La gran sacerdotisa
La salida a escena de Jessye Norman fue imponente. Con melena afro hacia atrás, diadema dorada, pendientes relucientes, indumentaria amplia y vistosa en blancos y negros, y andares y sonrisa de diosa antigua, la soprano americana acentuó desde su aparición su aire de diosa placentera que sólo admite una relación de admiración. Con Jessye Norman no queda más remedio que rendirse a sus pies. La gran sacerdotisa apareció y, como corresponde a su hechizo, calmó los ánimos revueltos de la sala, con los de arriba (anfiteatro) increpando a los de abajo (patio de butacas) que llegaban tarde, seguramente por el tráfico y la lluvia. El recital se iba retrasando entre palmas de protesta de los pisos altos. No fue excesiva la tardanza, 10 minutos, pero sí suficiente para caldear el ambiente.La forma de canto de Jessye Norman tiene un curioso equilibrio entre lo refinado y lo popular.
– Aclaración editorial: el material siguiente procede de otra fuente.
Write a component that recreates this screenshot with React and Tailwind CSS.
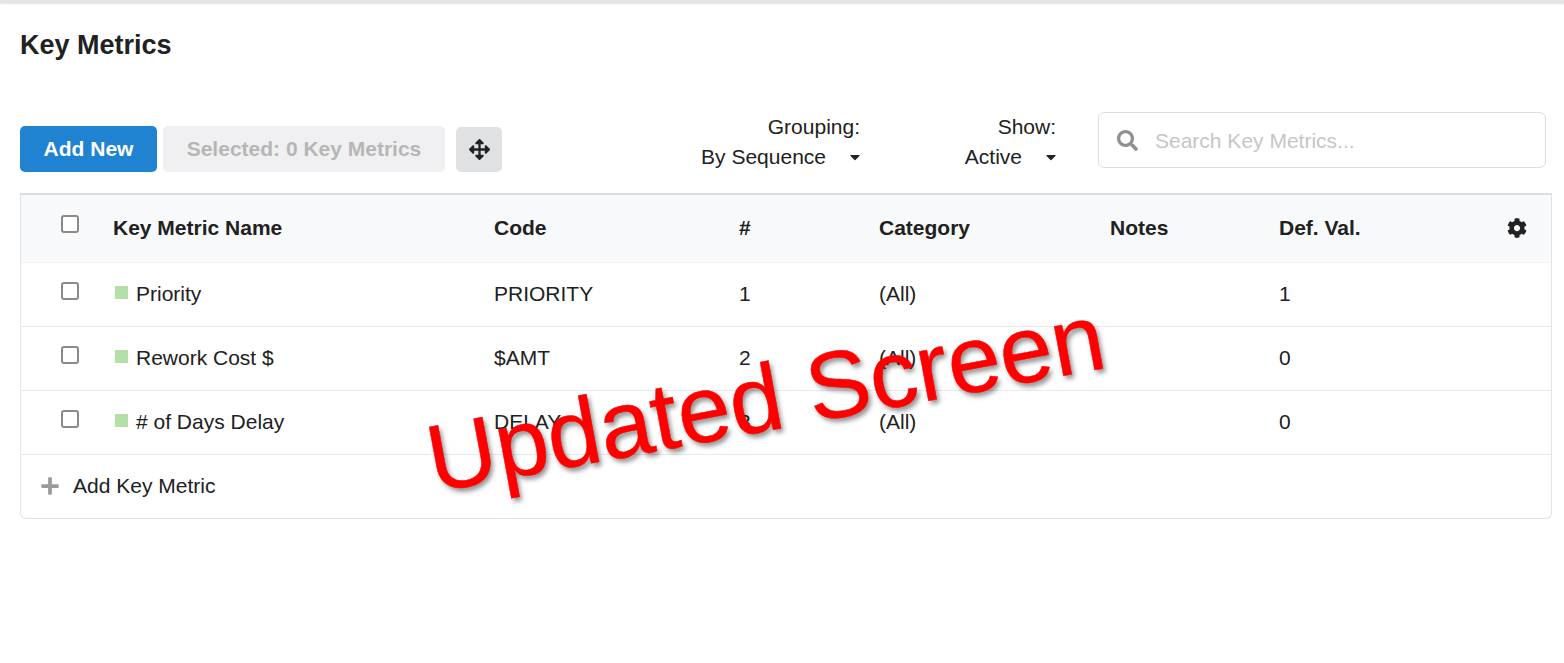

Ella sabe que su opción es diferente a la de otros cantantes, tanto por sus raíces como por la asimilación de culturas.
Jessye Norman Con Mark Markham (piano), cuarteto de cuerda Castagneri, Y
Rousseau (contrabajo) y D. Pouradier (percusión). Obras de Richard Strauss, Ernest Chausson y Duke Ellington. Teatro Real. Madrid, 11 de marzo.
Vino esta vez a Madrid con tres de sus bazas más firmes: Richard Strauss, la canción melódica francesa y el espiritual americano. Jugaba bien sus cartas la última diva.
El sector de público revoltoso de arriba fue el que reconoció y aplaudió con más calor la primera parte del recital, dedicada a Richard Strauss. La melodía fue llevada magníficamente por la soprano de Georgia. Es un Strauss quizá excesivamente correcto, sin forzar la máquina, con algunas asperezas en la zona aguda y con un punto de monotonía, pero también es un Strauss contemplado sin artificialidad, sin retórica, formalmente bien estructurado. La voz de Norman ha perdido esmalte con respecto a los fabulosos Strauss que hizo en Madrid en enero de 1982, pero el estilo y la interiorización perviven.
Viaje francés
La identificación de Jessye Norman con la melodía francesa ha sido y es providencial. Se acompañó de un cuarteto de cuerda y piano en la Canción perpetua,de Ernest Chausson, una joya, que la cantante desempolvó con rigor, concentración, un aroma muy idiomático y, de nuevo, con una pizca de monotonía expresiva. Con Los caminos del amor, de Francis Poulenc, ofrecida como segunda propina, complementó su invitación al viaje francés, recreando con maestría uno de los hitos que la han hecho célebre, aun cuando rozó el amaneramiento en alguna frase aislada. Fue, no obstante, uno de los momentos mágicos de la noche.Otro sería el Padrenuestro, dentro del apartado dedicado a Duke Ellington, con arreglos de Bruce Saylor y Augustus Hill. Al piano y al cuarteto de cuerda se unieron un contrabajo y una batería. Una batería en el Real: qué extraña visión y, sin embargo, qué refrescante. Jessye Norman vive esta música hasta el último de los poros y combina en ella los registros de jazz con los más ortodoxos de la música culta. Los cambios y forzamientos bruscos de la voz tienen sus riesgos, y en un momento a Norman se le quebró, pero el público, ya entregado, disculpó el gallo, reconociendo el arrebato espiritual que la gran sacerdotisa estaba desplegando en su elemento más natural.
De paso, Duke Ellington, del que este año se cumple el centenario de su nacimiento, reivindicaba con razón la absoluta continuidad de la música clásica y el jazz. Fue un homenaje merecido. Una hermosura de programa, resuelto con altibajos, y un éxito rotundo. El Real lo necesitaba.